A quanto si apprende, la prima reazione del neopresidente cipriota Nikos Anastasiades – rimasto dal summit Ue per partecipare alla discussione dei ministri delle Finanze – è stata quella di un no secco. A fargli cambiare idea sarebbe stato – secondo fonti presenti che sottolineano la furia dei cipriota – il negoziatore per conto della Bce, il tedesco Jörg Asmussen. 

Il messaggio di Asmussen sarebbe sostanzialmente questo: occhio che senza gli aiuti internazionali va a gambe all’aria Laiki Bank, il secondo istituto di credito del paese, e la Bce non potrà più fornire liquidità. E la banca se ne porterà dietro probabilmente anche molti altre. A quel punto, il presidente ha dovuto cedere.

«L’abbiamo visto parlare fitto fitto con Anastasiades», raccontano persone presenti all’incontro. «Ci siamo trovati di fronte a una decisione già presa. Siamo stati messi davanti a un fatto compiuto» ha denunciato poi il presidente di Nicosia, in un’intervista al quotidiano greco Kathimerini.

La Germania, ancora una volta, non ha colto la potenziale portata devastante del bagno di sangue imposto ai correntisti – nell’accordo di sabato il 9,9% per chi ha più di 100.000 euro in una banca cipriota, 6,75% per chi è al di sotto.
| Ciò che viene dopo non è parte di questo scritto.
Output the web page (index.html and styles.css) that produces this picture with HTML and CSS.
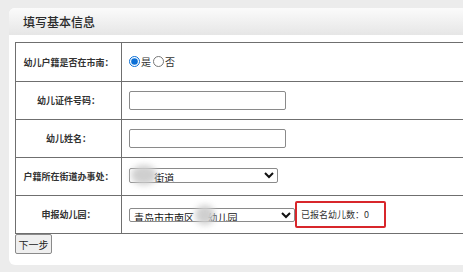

Anzi, a caldo, la cancelliera Angela Merkel aveva esultato, «passo importante, così non pagano solo i contribuenti di altri stati, sarà più facile dire sì» nei parlamenti dei paesi creditori. Sono stati il crollo del borse di questa mattina e i commenti allarmati delle agenzie di rating a far capire la gravità dell’operazione che rompeva il famoso “tabù” sulla tutela dei correntisti.

«Quando la situazione si aggraverà in altri paesi in crisi (l’occhio è all’Italia, ndr) – ha avvertito Peter Bofinger, economista e uno dei consulenti del governo tedesco – i clienti delle banche si ricorderanno di Cipro e ritireranno i propri risparmi, aggravando la crisi». 

Stamane il portavoce della cancelliere Angela Merkel, Steffen Seibert, ha cercato di calmare le acque. «E’ un caso specifico – ha detto – e non ci sono dunque paralleli con altri paesi e nemmeno effetti su di essi». Ora bisgna vedere se i titolari di depositi in banche spagnole, italiane, portoghesi o greche ci crederanno.

«Ci verrebbe da tener chiuse tutte le nostre banche per una settimana e vedere che succede negli altri paesi in crisi, magari quelli capiscono,» sbottava una fonte cipriota di alto rango. L’unica cosa certa per ora è che il parlamento cipriota ha rinviato a domani il voto sul salvataggio, ed è già previsto il rinvio di almeno un giorno per la riapertura delle banche dopo la festività di oggi in occasione del Lunedì pulito, l’equivalente ortodosso del nostro Mercoledì delle ceneri. Mentre continua il negoziato per modificare le soglie del prelievo forzoso. E intanto, restiamo in attesa di vedere cosa succede anche dalle nostre parti.